I'm definitely curious what others do in these situations.
Monica
>
> Message: 2
> Date: Sat, 7 Jan 2012 12:00:52 -0800 (PST)
> From: Ian Schreiber <ai864 at yahoo.com>
> Subject: Re: [game_edu] Evaluating individual students on semester
> long project classes
> To: IGDA Game Education Listserv <game_edu at igda.org>
> Message-ID:
> <1325966452.55425.YahooMailNeo at web39708.mail.mud.yahoo.com>
> Content-Type: text/plain; charset="iso-8859-1"
>
> Related issue that just occurred to me, for projects that span multiple
> academic terms (e.g. a year-long senior project). How do you handle course
> registrations? There are all kinds of issues here:
>
> * Growing the team. In many professional projects, you start with a core team
> that hashes out the design and gets things to the prototype stage, then during
> the production phase more people are added to do the actual work.
> ? - Should student projects reflect this? Does anyone have, say, a capstone
> experience where a bunch of juniors are brought in during the last half of the
> year to do a bunch of the grunt work, and those students will then become the
> core team for their own senior project the following year?
> ? - Even if not, student projects do tend to grow in complexity during design.

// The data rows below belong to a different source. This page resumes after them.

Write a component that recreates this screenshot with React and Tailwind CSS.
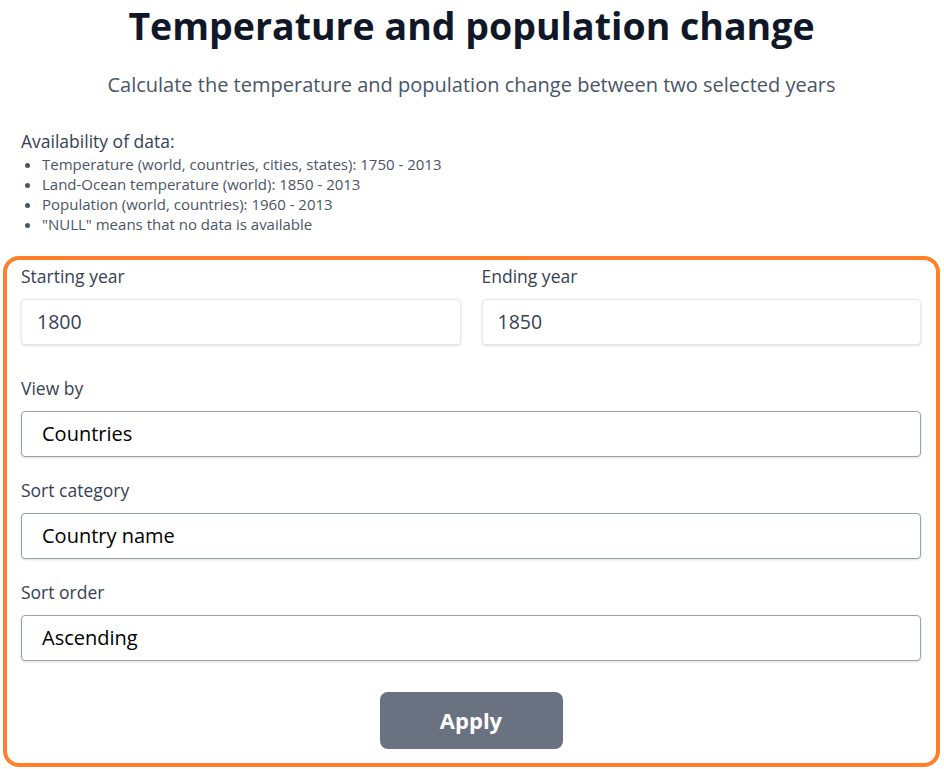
const availability = [
  'Temperature (world, countries, cities, states): 1750 - 2013',
  'Land-Ocean temperature (world): 1850 - 2013',
  'Population (world, countries): 1960 - 2013',
  '"NULL" means that no data is available',
];

function SelectField({ label, value, className = 'mt-[21px]' }) {
  return (
    <div className={className}>
      <label className="block text-[17.5px] leading-6 text-gray-700">{label}</label>
      <div className="mt-[11px] flex h-[46px] items-center rounded border border-gray-400 bg-white px-5 text-xl text-black shadow-sm">
        {value}
      </div>
    </div>
  );
}

function YearField({ label, value }) {
  return (
    <div className="flex-1">
      <label className="block text-[17.5px] leading-6 text-gray-700">{label}</label>
      <div className="mt-[11px] flex h-[46px] items-center rounded border border-gray-200 bg-white px-[15px] text-[19.5px] text-gray-700 shadow-sm">
        {value}
      </div>
    </div>
  );
}

export default function App() {
  return (
    <div className="min-h-screen bg-white pl-[3px] pr-[4px] font-['Open_Sans',sans-serif]">
      <h1 className="text-center text-[37.5px] font-bold leading-[52px] text-gray-900">
        Temperature and population change
      </h1>
      <p className="mt-[19px] text-center text-xl leading-7 text-gray-600">
        Calculate the temperature and population change between two selected years
      </p>

      <div className="mt-[30px] px-[18px]">
        <p className="text-[17.5px] leading-6 text-gray-700">Availability of data:</p>
        <ul className="mt-[1px] list-disc pl-[21px] text-[15px] leading-5 text-gray-600">
          {availability.map((item) => (
            <li key={item}>{item}</li>
          ))}
        </ul>
      </div>

      <div className="mt-[22px] rounded-2xl border-4 border-[#ff7f2a] pb-[14px] pl-[14px] pr-[15px] pt-[4px]">
        <div className="flex gap-[21px]">
          <YearField label="Starting year" value="1800" />
          <YearField label="Ending year" value="1850" />
        </div>
        <SelectField label="View by" value="Countries" className="mt-[31px]" />
        <SelectField label="Sort category" value="Country name" />
        <SelectField label="Sort order" value="Ascending" />
        <div className="mt-[31px] flex justify-center">
          <button className="h-[57px] w-[183px] rounded-lg bg-gray-500 text-[22px] font-bold text-white">
            Apply
          </button>
        </div>
      </div>
    </div>
  );
}
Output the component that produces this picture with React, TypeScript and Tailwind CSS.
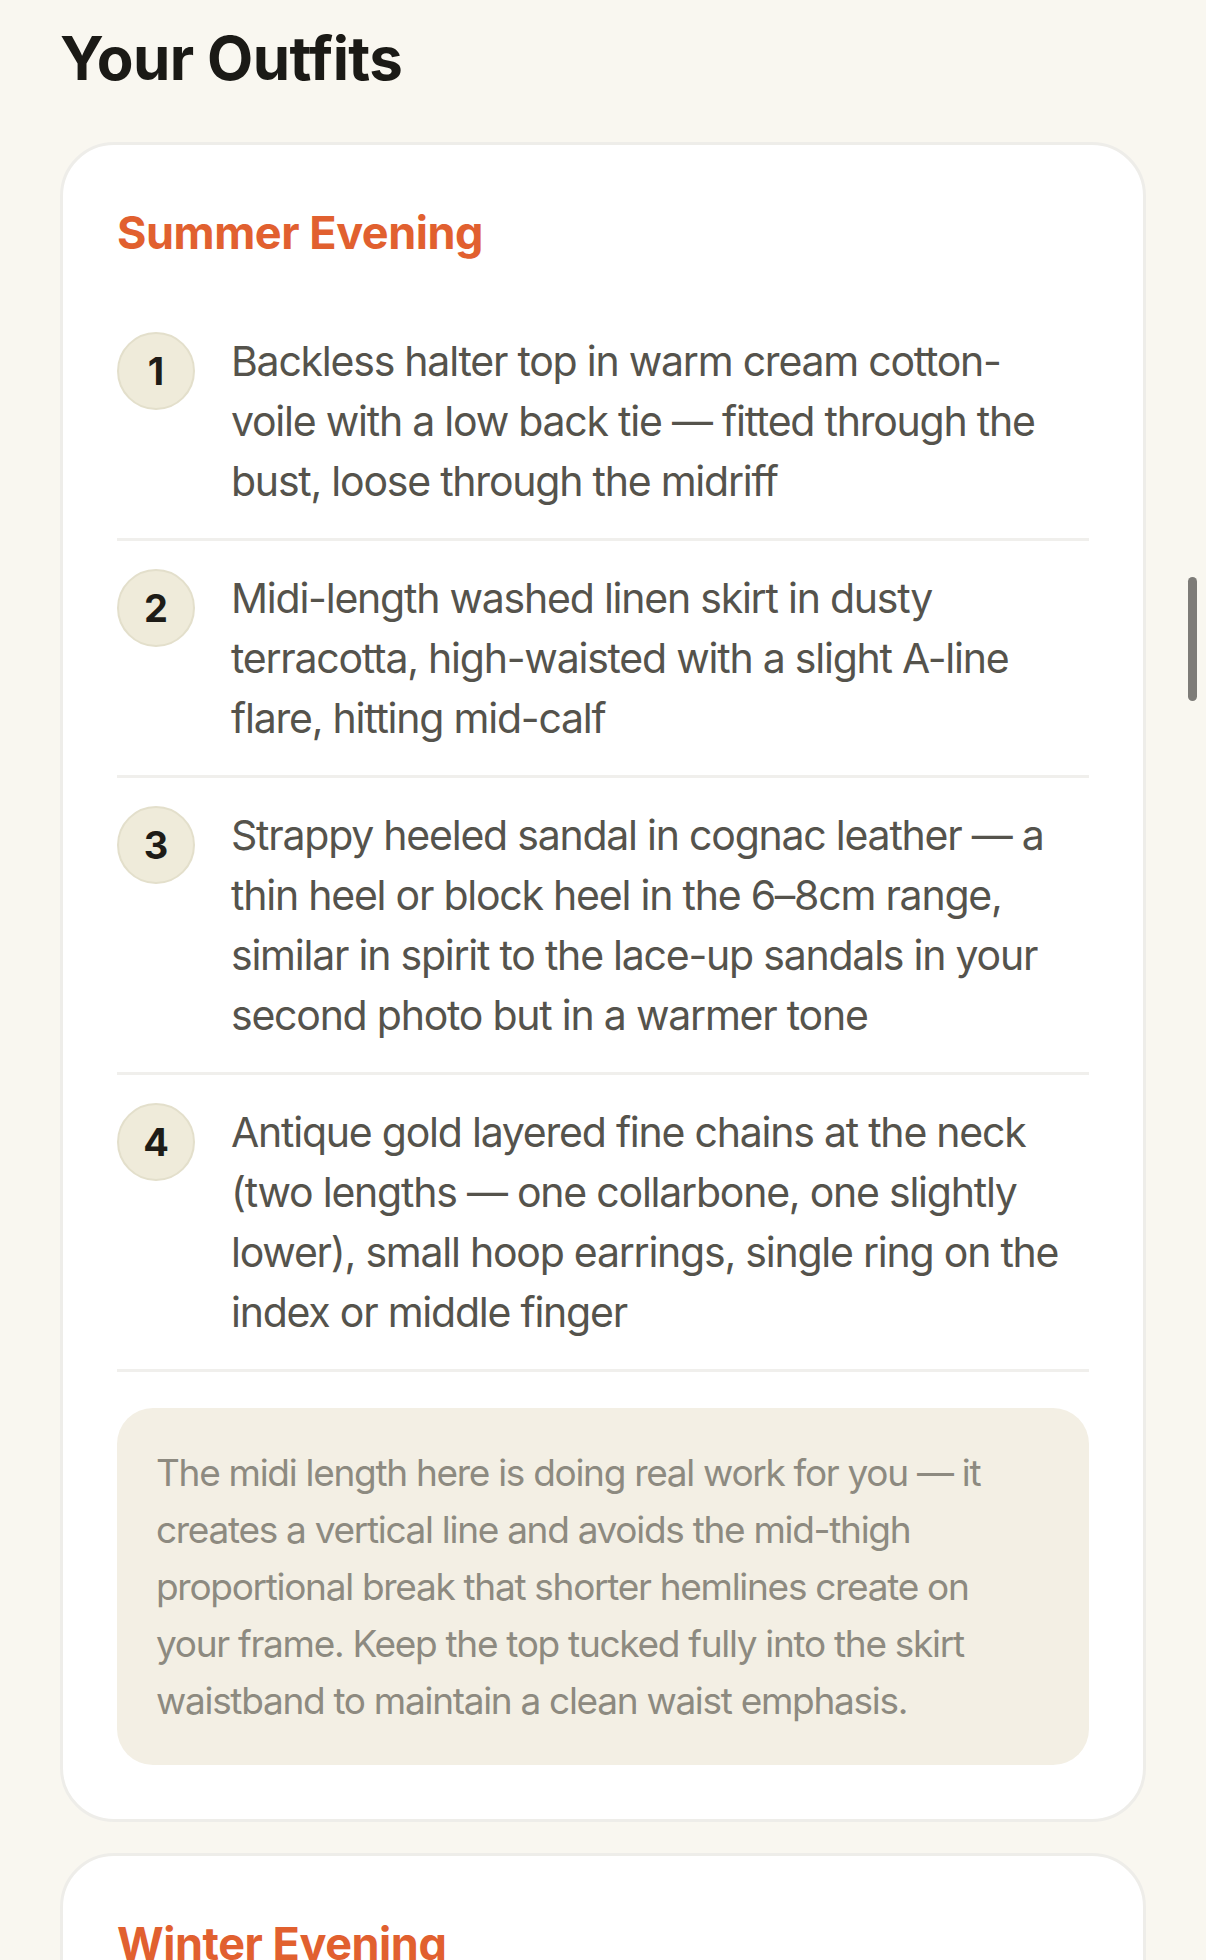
const outfits = [
  {
    title: 'Summer Evening',
    items: [
      'Backless halter top in warm cream cotton-voile with a low back tie — fitted through the bust, loose through the midriff',
      'Midi-length washed linen skirt in dusty terracotta, high-waisted with a slight A-line flare, hitting mid-calf',
      'Strappy heeled sandal in cognac leather — a thin heel or block heel in the 6–8cm range, similar in spirit to the lace-up sandals in your second photo but in a warmer tone',
      'Antique gold layered fine chains at the neck (two lengths — one collarbone, one slightly lower), small hoop earrings, single ring on the index or middle finger',
    ],
    note: 'The midi length here is doing real work for you — it creates a vertical line and avoids the mid-thigh proportional break that shorter hemlines create on your frame. Keep the top tucked fully into the skirt waistband to maintain a clean waist emphasis.',
  },
  {
    title: 'Winter Evening',
    items: [],
    note: '',
  },
];

export default function App() {
  return (
    <div className="relative h-screen overflow-hidden bg-[#F9F7F0] font-['Inter',sans-serif]">
      <div className="px-[60px] pt-[22px]">
        <h1 className="mb-[48px] text-[60px] font-bold leading-[72px] tracking-[-0.01em] text-[#1B1A16]">
          Your Outfits
        </h1>

        <div className="flex flex-col gap-[31px]">
          {outfits.map((outfit) => (
            <div
              key={outfit.title}
              className="rounded-[54px] border-[3px] border-[#EEEDE9] bg-white p-[54px]"
            >
              <h2 className="mb-[37px] text-[45px] font-bold leading-[68px] tracking-[-0.01em] text-[#E1602F]">
                {outfit.title}
              </h2>

              {outfit.items.length > 0 && (
                <ul>
                  {outfit.items.map((item, i) => (
                    <li
                      key={i}
                      className="flex items-start gap-9 border-b-[3px] border-[#F0EFEC] py-[27px]"
                    >
                      <span className="mt-[1px] flex h-[78px] w-[78px] shrink-0 items-center justify-center rounded-full border-2 border-[#E3DFCB] bg-[#EFEBDA] text-[38px] font-bold text-[#1E1C17]">
                        {i + 1}
                      </span>
                      <p className="flex-1 pr-[22px] text-[41px] leading-[60px] tracking-[-0.03em] text-[#55534C]">
                        {item}
                      </p>
                    </li>
                  ))}
                </ul>
              )}

              {outfit.note && (
                <p className="mt-9 rounded-[36px] bg-[#F3EFE4] px-[39px] py-9 text-[37px] leading-[57px] tracking-[-0.035em] text-[#8D8A80]">
                  {outfit.note}
                </p>
              )}
            </div>
          ))}
        </div>
      </div>

      {/* scroll indicator */}
      <div className="absolute right-[9px] top-[577px] h-[124px] w-[9px] rounded-full bg-[#7E7C78]" />
    </div>
  );
}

> If one of the team has a friend who wants to contribute to the project (or who
> has already been contributing), do you have mechanisms for bringing those
> people into the class so they can get academic credit for their work, even if
> it's only for the last part?
>
> * Shrinking the team. There's always that one team member who is a pile of
> dead weight. Terribly demoralizing to the rest of their team and tends to drag
> everyone down. In industry, these people would eventually be fired from the
> company, or perhaps moved to a different role.
> ? - Do students need to reach some kind of minimum bar to enroll in the
> continuation of the class? If they don't contribute what they need to in Fall,
> does your school even allow you to deny them entry in Spring? (This might
> involve the continuation having "prerequisite: B or above in previous course"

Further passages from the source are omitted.